また、今週はマクドウェルにとって10週ぶりの試合となる。
1年前、マクドウェルはカリフォルニア海岸を数時間南下したリビエラで、シーズンをスタートさせた。結果は初日「73」、2日目「72」に終わり、週末はオフを過ごした。
「シーズン初戦を戦うコースとして、リビエラは極めて難しかった」とマクドウェル。「またプレーが本調子でない状態では難しかったね」。
「今回のプロアマでは、おそらく通常の大会ほど厳しいセットアップではないだろうから、ここに戻らない理由はないと思ったんだ。3ラウンドプレーして、最低でも週の終わりには自分が今どんな状態だかわかるだろうね」。
マクドウェルにとって、今年は本当に重要な1年だ。それは、昨年オーランド郊外にオープンしたレストランの成功や、昨秋に結婚したこととはあまり関係はない。
今年はライダーカップが行われる年であり、マクドウェルは欧州チームの過去5度の勝利と2度の引き分けに大きく貢献した。3度のシングルマッチでは一度も敗れていない。
しかし、既に米国ツアーのシーズンが4分の1を終了する今、北アイルランド出身のマクドウェルはここ2ヶ月以上試合を戦っていない。ライダーカップのランキングでも、ヨーロピアンポイントリストで25位、そしてワールドポイントリストで21位だ。
彼の上にはビクター・デュビッソン、ジェイミー・ドナルドソン、ジュースト・ルイテン、ジュリアン・ケン、モーテン・マドセンなどがいる。
彼等はいずれも、「ライダーカップ」の経験は全くない。まだ2月であることを考えると、マクドウェルは何も心配し過ぎる必要はないのだ。

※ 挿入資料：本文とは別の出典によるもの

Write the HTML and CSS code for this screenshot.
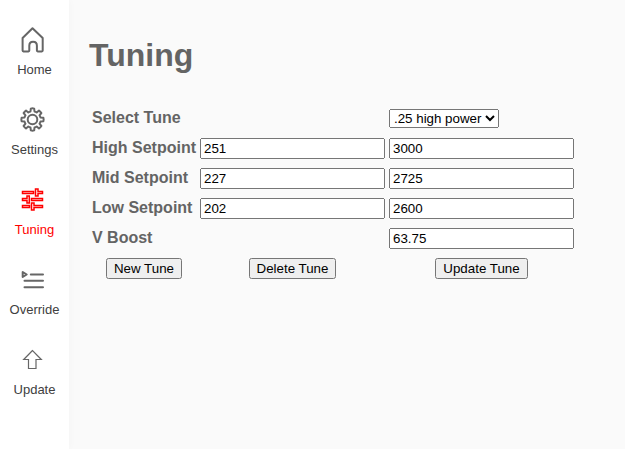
FILE: index.html
```html
<!DOCTYPE html>
<html lang="en">
<head>
<meta charset="utf-8">
<title>Tuning</title>
<link rel="stylesheet" href="styles.css">
</head>
<body>
<nav class="sidebar">
  <a class="item" href="#home"><svg class="icon" viewBox="0 0 32 32"><path stroke-width="2" d="M6.6 14 16.5 4.2 26.7 14v12.6q0 .8-.8.8h-4.2q-.8 0-.8-.8V21.7q0-4-3.800-4t-3.800 4v4.900q0 .8-.8.8H7.400q-.8 0-.8-.8z"/></svg><span>Home</span></a>
  <a class="item" href="#settings"><svg class="icon" viewBox="0 0 32 32"><g transform="translate(16.5 15.5)" stroke-width="2"><circle r="4.800"/><path d="M-1.700-10.900Q0-11.400 1.700-10.900L2-8Q3.200-7.700 4.200-7L6.500-8.900Q7.900-7.900 8.900-6.500L7-4.200Q7.700-3.200 8-2L10.900-1.700Q11.400 0 10.900 1.700L8 2Q7.700 3.200 7 4.200L8.900 6.500Q7.900 7.900 6.500 8.900L4.200 7Q3.200 7.700 2 8L1.700 10.900Q0 11.400-1.700 10.900L-2 8Q-3.200 7.700-4.200 7L-6.500 8.900Q-7.900 7.900-8.900 6.500L-7 4.200Q-7.700 3.200-8 2L-10.900 1.700Q-11.400 0-10.900-1.700L-8-2Q-7.700-3.200-7-4.200L-8.900-6.500Q-7.900-7.900-6.500-8.900L-4.200-7Q-3.200-7.700-2-8z"/></g></svg><span>Settings</span></a>
  <a class="item active" href="#tuning"><svg class="icon" viewBox="0 0 32 32"><path stroke-width="1.5" stroke-linejoin="miter" d="M6.500 7.500h11v2h-11zM19.500 5h2.500v2.500h4.500v2h-4.500v2.500h-2.500zM6.500 14.500h4.500v-2.500h2.300v7h-2.300v-2.500H6.500zM15.500 14.500h11v2h-11zM6.500 21.500h7v2h-7zM15.500 19H18v2.500h8.500v2h-8.500v2.500h-2.500z"/></svg><span>Tuning</span></a>
  <a class="item" href="#override"><svg class="icon" viewBox="0 0 32 32"><path d="M14.800 10.500H27M8.500 16.700H27M8.500 23.300H27"/><path d="M6.700 8v5l4-2.500z"/></svg><span>Override</span></a>
  <a class="item" href="#update"><svg class="icon" viewBox="0 0 32 32"><path stroke-width="1.2" stroke-linejoin="miter" d="M16.500 6.500 7.700 15.500h4.800v9h7.500v-9h5.300z"/></svg><span>Update</span></a>
</nav>
<main class="content">
  <h1>Tuning</h1>
  <form>
  <table>
    <tr><th scope="row"><label for="tune">Select Tune</label></th><td></td><td><select id="tune"><option>.25 high power</option></select></td></tr>
    <tr><th scope="row"><label for="high">High Setpoint</label></th><td><input id="high" type="text" value="251"></td><td><input type="text" aria-label="High Setpoint value" value="3000"></td></tr>
    <tr><th scope="row"><label for="mid">Mid Setpoint</label></th><td><input id="mid" type="text" value="227"></td><td><input type="text" aria-label="Mid Setpoint value" value="2725"></td></tr>
    <tr><th scope="row"><label for="low">Low Setpoint</label></th><td><input id="low" type="text" value="202"></td><td><input type="text" aria-label="Low Setpoint value" value="2600"></td></tr>
    <tr><th scope="row"><label for="boost">V Boost</label></th><td></td><td><input id="boost" type="text" value="63.75"></td></tr>
    <tr class="actions"><td><button type="button">New Tune</button></td><td><button type="button">Delete Tune</button></td><td><button type="button">Update Tune</button></td></tr>
  </table>
  </form>
</main>
</body>
</html>
```

FILE: styles.css
```css
* { box-sizing: border-box; }
body { margin: 0; min-height: 100vh; display: flex; background: #fafafa; color: #646464; font-family: "Liberation Sans", Arial, sans-serif; font-size: 16px; line-height: 26px; }
.sidebar { flex: 0 0 69px; padding-top: 16px; background: #fff; box-shadow: 0 0 8px rgba(0,0,0,.03); }
.item { display: flex; flex-direction: column; align-items: center; height: 80px; padding-top: 8px; gap: 6px; color: #404040; font-size: 13px; line-height: 16px; text-decoration: none; }
.icon { align-self: flex-start; width: 32px; height: 32px; margin-left: 16px; fill: none; stroke: #666; stroke-width: 2; stroke-linecap: round; stroke-linejoin: round; }
.active { color: #f00; }
.active .icon { stroke: #f00; }
.content { flex: 1; padding: 37px 20px; }
h1 { margin: 0 0 28px; font-size: 32px; line-height: 37px; }
th { text-align: left; }
.actions td { text-align: center; }
```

「必要な数字に捉われ過ぎないようにするよ」とマクドウェル。「何をすべきかはわかっている。WGCとメジャー大会で良いプレーをして、シーズンを通して安定したプレーをするんだ」。
それは、スケジュールを見直し出場試合を減らすということも意味している。
昨年、マクドウェルは3勝を挙げた。2勝をヨーロッパ、そして1勝は米国で。しかし、マクドウェルは2013年が「クレイジーな1年」だったこと、そして6月半ばの米国オープン以降は壁にぶち当たったことを認めた。
昨年のマクドウェルは度々不安定な試合もあり、シーズン後半は予選落ちが続いた。
「気持ちが高まっている一方で、身体がついてこなかったんだ」と、マクドウェルはBBCに伝えている。
今年は、コーチのピート・コーウェン氏との特訓により時間を費やした。スイングの安定性と健康の維持に注力し、メジャー大会とタイトル防衛、フェデックスカッププレーオフ、そしてライダーカップ出場を見据えている。
「ただ自分のゴルフを取り戻そうとしているだけ」とマクドウェルは話した。
ペプルビーチは、スタートを切るコースとして良い場所だろう。
4年前の「全米オープン」のときとはコースのセットアップも大きく異なるが、かつての記憶を取り戻すことができるだろう。このような場所は多くはない。
しかしマクドウェルはまた、前回の勝利をキャリア最高の瞬間にするつもりもない。まだまだ今後のキャリアは長い。
「ペブルビーチでの勝利がキャリアのハイライトだと言うつもりはない。もっと上を目指している」とマクドウェル。「ここでもっと勝ちたいし、メジャー大会でもっと勝ちたい」。
「過去を思い出し感傷に浸るのにも、良いバランスがある。あの日の感覚を少しばかり思い出すことは楽しいよ」。
4年前の父の日に勝利を収めたとき、彼の視界はすぐに滲んだ。その日の午後、父とグリーンの上で抱き合い交わした会話すらも思い出せなかった。
ケニー・マクドウェルもまた、今回は息子のプロアマのパートナーとして、コースに戻ってくる。
「今はより良い場所にいる気がする」と、マクドウェルは話した。
ベプルビーチ以上に良い場所が、果たしてあるだろうか。